# [Task to complete]
Retype the whole listing, please, keeping every line exact and dropping the pictures.
*-*-*
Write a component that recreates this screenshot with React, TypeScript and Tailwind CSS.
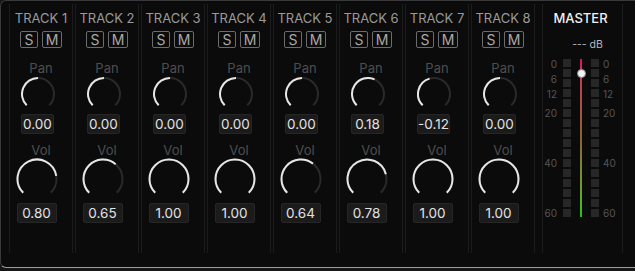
import React from "react";

const tracks = [
  { name: "TRACK 1", pan: 0, vol: 0.8 },
  { name: "TRACK 2", pan: 0, vol: 0.65 },
  { name: "TRACK 3", pan: 0, vol: 1 },
  { name: "TRACK 4", pan: 0, vol: 1 },
  { name: "TRACK 5", pan: 0, vol: 0.64 },
  { name: "TRACK 6", pan: 0.18, vol: 0.78 },
  { name: "TRACK 7", pan: -0.12, vol: 1 },
  { name: "TRACK 8", pan: 0, vol: 1 },
];

function Knob({ size, r, value, min, max }: { size: number; r: number; value: number; min: number; max: number }) {
  const c = size / 2;
  const start = -135;
  const end = 135;
  const ang = start + ((value - min) / (max - min)) * 270;
  const pt = (a: number) => [c + r * Math.sin((a * Math.PI) / 180), c - r * Math.cos((a * Math.PI) / 180)];
  const arc = (a0: number, a1: number) => {
    const [x0, y0] = pt(a0);
    const [x1, y1] = pt(a1);
    const large = a1 - a0 > 180 ? 1 : 0;
    return `M${x0} ${y0} A${r} ${r} 0 ${large} 1 ${x1} ${y1}`;
  };
  return (
    <svg width={size} height={size} viewBox={`0 0 ${size} ${size}`}>
      <path d={arc(start, end)} fill="none" stroke="#2a2a2a" strokeWidth={2} />
      {ang > start + 0.5 && <path d={arc(start, ang)} fill="none" stroke="#e6e6e6" strokeWidth={2} />}
    </svg>
  );
}

function Strip({ name, pan, vol }: { name: string; pan: number; vol: number }) {
  return (
    <div className="w-[64px] h-[249px] shrink-0 border-x border-[#1c1c1c] flex flex-col items-center pt-[6px]">
      <div className="h-[16px] leading-[16px] text-[13px] font-normal text-[#9a9a9a] whitespace-nowrap">{name}</div>
      <div className="mt-[5px] flex gap-[4px]">
        <div className="w-[18px] h-[17px] border-[1.5px] border-[#6c6c6c] rounded-[2px] flex items-center justify-center text-[14px] leading-none text-[#a8a8a8]">S</div>
        <div className="w-[20px] h-[17px] border-[1.5px] border-[#6c6c6c] rounded-[2px] flex items-center justify-center text-[14px] leading-none text-[#a8a8a8]">M</div>
      </div>
      <div className="mt-[12px] h-[16px] leading-[16px] text-[13px] text-[#4e4e4e]">Pan</div>
      <div className="mt-[1px] mr-[7px] h-[34px]">
        <Knob size={34} r={16} value={pan} min={-1} max={1} />
      </div>
      <div className="mt-[3px] mr-[7px] w-[33px] h-[20px] bg-[#1b1b1b] border border-[#262626] rounded-[2px] flex items-center justify-center text-[13.5px] text-[#e2e2e2]">
        {pan.toFixed(2)}
      </div>
      <div className="mt-[8px] h-[16px] leading-[16px] text-[13px] text-[#4e4e4e]">Vol</div>
      <div className="mr-[9px] h-[42px]">
        <Knob size={42} r={19.5} value={vol} min={0} max={1} />
      </div>
      <div className="mt-[3px] mr-[9px] w-[40px] h-[20px] bg-[#1b1b1b] border border-[#262626] rounded-[2px] flex items-center justify-center text-[13.5px] text-[#e2e2e2]">
        {vol.toFixed(2)}
      </div>
    </div>
  );
}

const labels = [
  { t: "0", top: 0 },
  { t: "6", top: 15 },
  { t: "12", top: 30 },
  { t: "20", top: 49 },
  { t: "40", top: 99 },
  { t: "60", top: 149 },
];

function Segments() {
  return (
    <div className="flex flex-col gap-[2px] w-[8px]">
      {Array.from({ length: 16 }).map((_, i) => (
        <div key={i} className="w-[8px] h-[8px] bg-[#272727]" />
      ))}
    </div>
  );
}

function Master() {
  return (
    <div className="ml-[5px] w-[81px] h-[249px] shrink-0 border-x border-[#1c1c1c] flex flex-col items-center pt-[6px]">
      <div className="h-[16px] leading-[16px] text-[13px] font-medium text-[#f0f0f0] whitespace-nowrap mr-[4px]">MASTER</div>
      <div className="mt-[13px] h-[12px] leading-[12px] text-[10.5px] text-[#b8b8b8] pl-[10px]">--- dB</div>
      <div className="mt-[8px] flex w-full pl-[1px]">
        <div className="relative w-[13px] h-[158px]">
          {labels.map((l) => (
            <div key={l.t} className="absolute right-0 text-[10px] leading-[10px] text-[#555555]" style={{ top: l.top }}>
              {l.t}
            </div>
          ))}
        </div>
        <div className="ml-[6px]">
          <Segments />
        </div>
        <div className="relative w-[20px] h-[158px] flex justify-center">
          <div className="w-[2px] h-[158px] bg-linear-to-b from-[#d6145c] via-[#8a6236] to-[#16c416]" />
          <div className="absolute left-[5.5px] top-[9.5px] w-[9px] h-[9px] rounded-full bg-[#f2f2f2] border border-[#8a8a8a]" />
        </div>
        <Segments />
        <div className="relative ml-[4px] w-[15px] h-[158px]">
          {labels.map((l) => (
            <div key={l.t} className="absolute left-0 text-[10px] leading-[10px] text-[#555555]" style={{ top: l.top }}>
              {l.t}
            </div>
          ))}
        </div>
      </div>
    </div>
  );
}

export default function App() {
  return (
    <div className="w-[635px] h-[271px] bg-[#161616] overflow-hidden" style={{ fontFamily: "Inter, 'Liberation Sans', sans-serif" }}>
      <div className="h-[268px] bg-[#0b0b0b] border-l border-t border-b border-[#3a3a3a] border-b-[#9c9c9c] rounded-l-[6px] pl-[8px] pt-[3px]">
        <div className="flex gap-[2px]">
          {tracks.map((t) => (
            <Strip key={t.name} {...t} />
          ))}
          <Master />
        </div>
      </div>
    </div>
  );
}
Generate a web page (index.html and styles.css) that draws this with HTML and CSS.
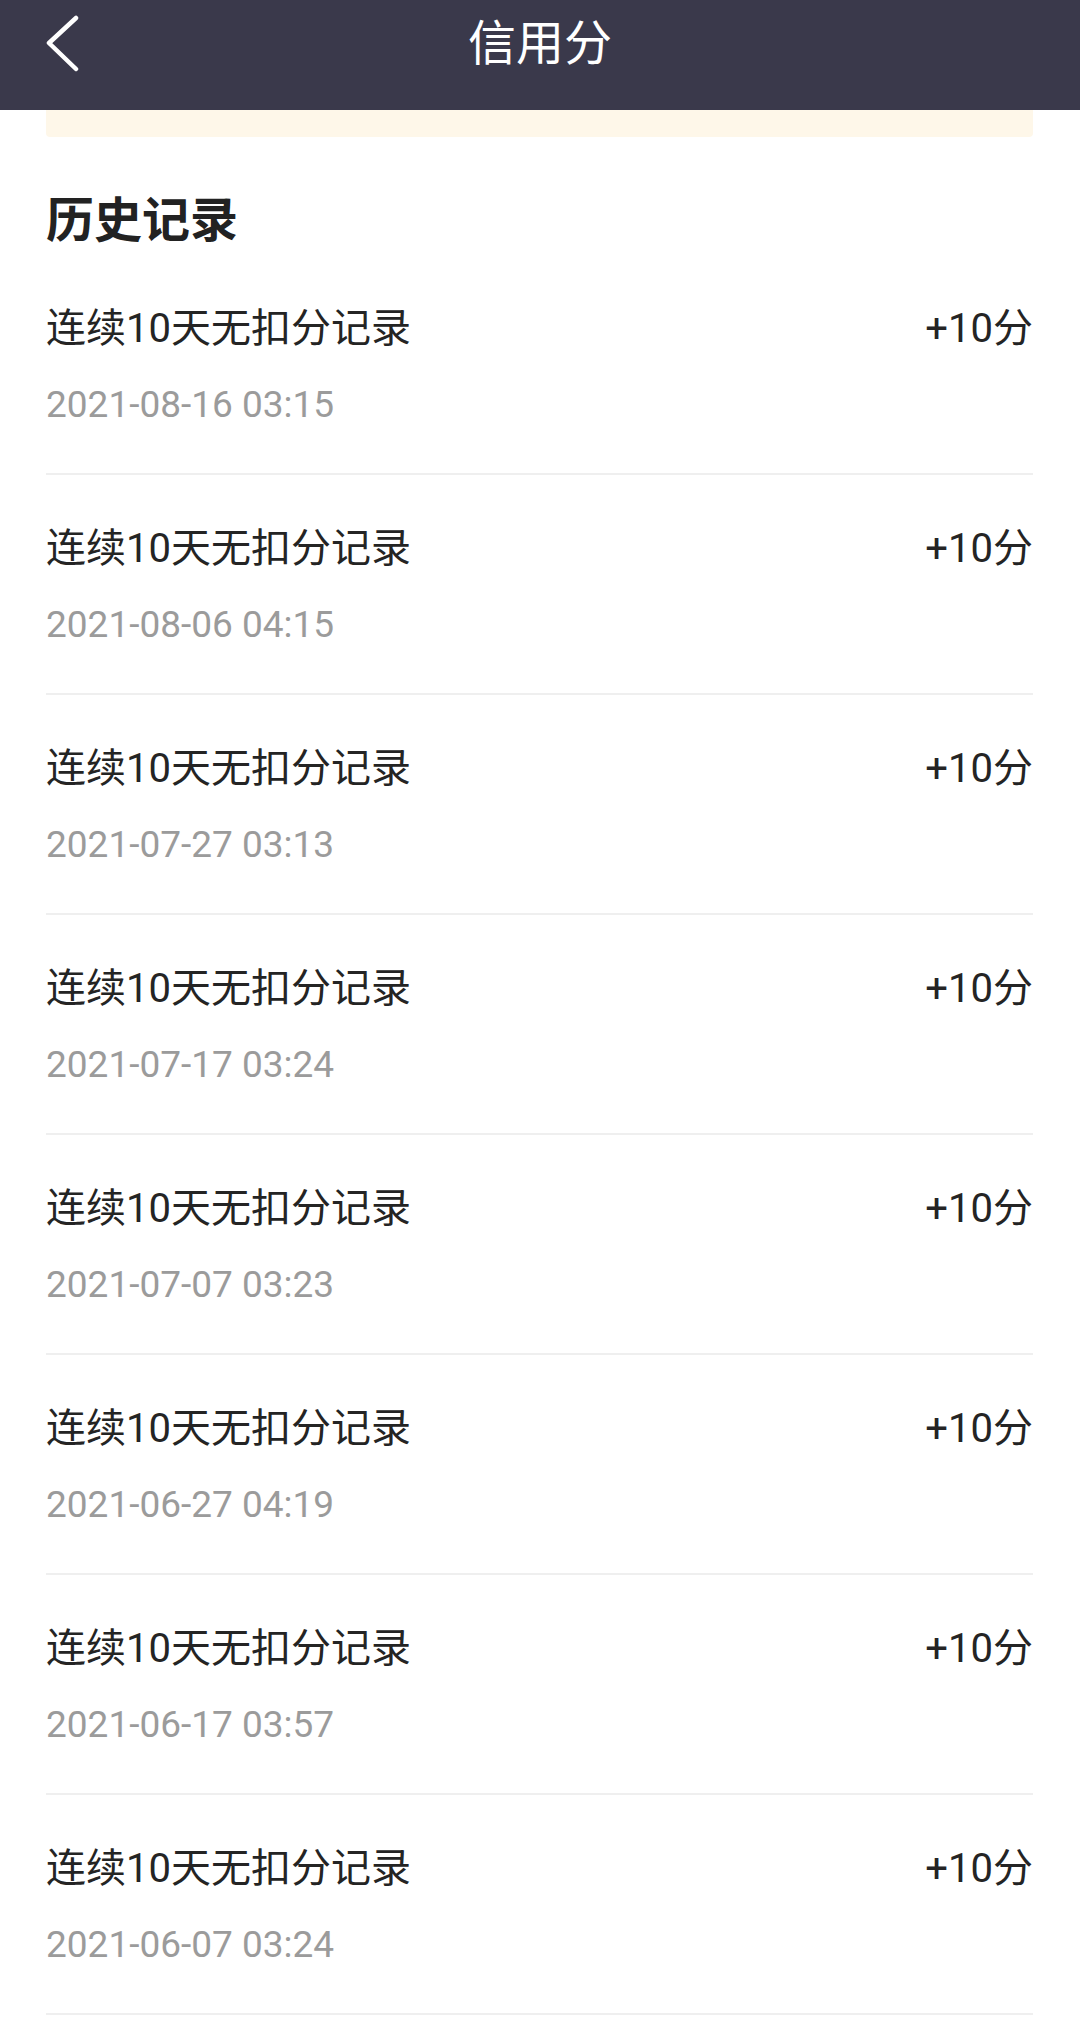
*-*-*
# [Finished task]
Write a component that recreates this screenshot with React, TypeScript and Tailwind CSS.
import React from "react";

const tracks = [
  { name: "TRACK 1", pan: 0, vol: 0.8 },
  { name: "TRACK 2", pan: 0, vol: 0.65 },
  { name: "TRACK 3", pan: 0, vol: 1 },
  { name: "TRACK 4", pan: 0, vol: 1 },
  { name: "TRACK 5", pan: 0, vol: 0.64 },
  { name: "TRACK 6", pan: 0.18, vol: 0.78 },
  { name: "TRACK 7", pan: -0.12, vol: 1 },
  { name: "TRACK 8", pan: 0, vol: 1 },
];

function Knob({ size, r, value, min, max }: { size: number; r: number; value: number; min: number; max: number }) {
  const c = size / 2;
  const start = -135;
  const end = 135;
  const ang = start + ((value - min) / (max - min)) * 270;
  const pt = (a: number) => [c + r * Math.sin((a * Math.PI) / 180), c - r * Math.cos((a * Math.PI) / 180)];
  const arc = (a0: number, a1: number) => {
    const [x0, y0] = pt(a0);
    const [x1, y1] = pt(a1);
    const large = a1 - a0 > 180 ? 1 : 0;
    return `M${x0} ${y0} A${r} ${r} 0 ${large} 1 ${x1} ${y1}`;
  };
  return (
    <svg width={size} height={size} viewBox={`0 0 ${size} ${size}`}>
      <path d={arc(start, end)} fill="none" stroke="#2a2a2a" strokeWidth={2} />
      {ang > start + 0.5 && <path d={arc(start, ang)} fill="none" stroke="#e6e6e6" strokeWidth={2} />}
    </svg>
  );
}

function Strip({ name, pan, vol }: { name: string; pan: number; vol: number }) {
  return (
    <div className="w-[64px] h-[249px] shrink-0 border-x border-[#1c1c1c] flex flex-col items-center pt-[6px]">
      <div className="h-[16px] leading-[16px] text-[13px] font-normal text-[#9a9a9a] whitespace-nowrap">{name}</div>
      <div className="mt-[5px] flex gap-[4px]">
        <div className="w-[18px] h-[17px] border-[1.5px] border-[#6c6c6c] rounded-[2px] flex items-center justify-center text-[14px] leading-none text-[#a8a8a8]">S</div>
        <div className="w-[20px] h-[17px] border-[1.5px] border-[#6c6c6c] rounded-[2px] flex items-center justify-center text-[14px] leading-none text-[#a8a8a8]">M</div>
      </div>
      <div className="mt-[12px] h-[16px] leading-[16px] text-[13px] text-[#4e4e4e]">Pan</div>
      <div className="mt-[1px] mr-[7px] h-[34px]">
        <Knob size={34} r={16} value={pan} min={-1} max={1} />
      </div>
      <div className="mt-[3px] mr-[7px] w-[33px] h-[20px] bg-[#1b1b1b] border border-[#262626] rounded-[2px] flex items-center justify-center text-[13.5px] text-[#e2e2e2]">
        {pan.toFixed(2)}
      </div>
      <div className="mt-[8px] h-[16px] leading-[16px] text-[13px] text-[#4e4e4e]">Vol</div>
      <div className="mr-[9px] h-[42px]">
        <Knob size={42} r={19.5} value={vol} min={0} max={1} />
      </div>
      <div className="mt-[3px] mr-[9px] w-[40px] h-[20px] bg-[#1b1b1b] border border-[#262626] rounded-[2px] flex items-center justify-center text-[13.5px] text-[#e2e2e2]">
        {vol.toFixed(2)}
      </div>
    </div>
  );
}

const labels = [
  { t: "0", top: 0 },
  { t: "6", top: 15 },
  { t: "12", top: 30 },
  { t: "20", top: 49 },
  { t: "40", top: 99 },
  { t: "60", top: 149 },
];

function Segments() {
  return (
    <div className="flex flex-col gap-[2px] w-[8px]">
      {Array.from({ length: 16 }).map((_, i) => (
        <div key={i} className="w-[8px] h-[8px] bg-[#272727]" />
      ))}
    </div>
  );
}

function Master() {
  return (
    <div className="ml-[5px] w-[81px] h-[249px] shrink-0 border-x border-[#1c1c1c] flex flex-col items-center pt-[6px]">
      <div className="h-[16px] leading-[16px] text-[13px] font-medium text-[#f0f0f0] whitespace-nowrap mr-[4px]">MASTER</div>
      <div className="mt-[13px] h-[12px] leading-[12px] text-[10.5px] text-[#b8b8b8] pl-[10px]">--- dB</div>
      <div className="mt-[8px] flex w-full pl-[1px]">
        <div className="relative w-[13px] h-[158px]">
          {labels.map((l) => (
            <div key={l.t} className="absolute right-0 text-[10px] leading-[10px] text-[#555555]" style={{ top: l.top }}>
              {l.t}
            </div>
          ))}
        </div>
        <div className="ml-[6px]">
          <Segments />
        </div>
        <div className="relative w-[20px] h-[158px] flex justify-center">
          <div className="w-[2px] h-[158px] bg-linear-to-b from-[#d6145c] via-[#8a6236] to-[#16c416]" />
          <div className="absolute left-[5.5px] top-[9.5px] w-[9px] h-[9px] rounded-full bg-[#f2f2f2] border border-[#8a8a8a]" />
        </div>
        <Segments />
        <div className="relative ml-[4px] w-[15px] h-[158px]">
          {labels.map((l) => (
            <div key={l.t} className="absolute left-0 text-[10px] leading-[10px] text-[#555555]" style={{ top: l.top }}>
              {l.t}
            </div>
          ))}
        </div>
      </div>
    </div>
  );
}

export default function App() {
  return (
    <div className="w-[635px] h-[271px] bg-[#161616] overflow-hidden" style={{ fontFamily: "Inter, 'Liberation Sans', sans-serif" }}>
      <div className="h-[268px] bg-[#0b0b0b] border-l border-t border-b border-[#3a3a3a] border-b-[#9c9c9c] rounded-l-[6px] pl-[8px] pt-[3px]">
        <div className="flex gap-[2px]">
          {tracks.map((t) => (
            <Strip key={t.name} {...t} />
          ))}
          <Master />
        </div>
      </div>
    </div>
  );
}
Generate a web page (index.html and styles.css) that draws this with HTML and CSS.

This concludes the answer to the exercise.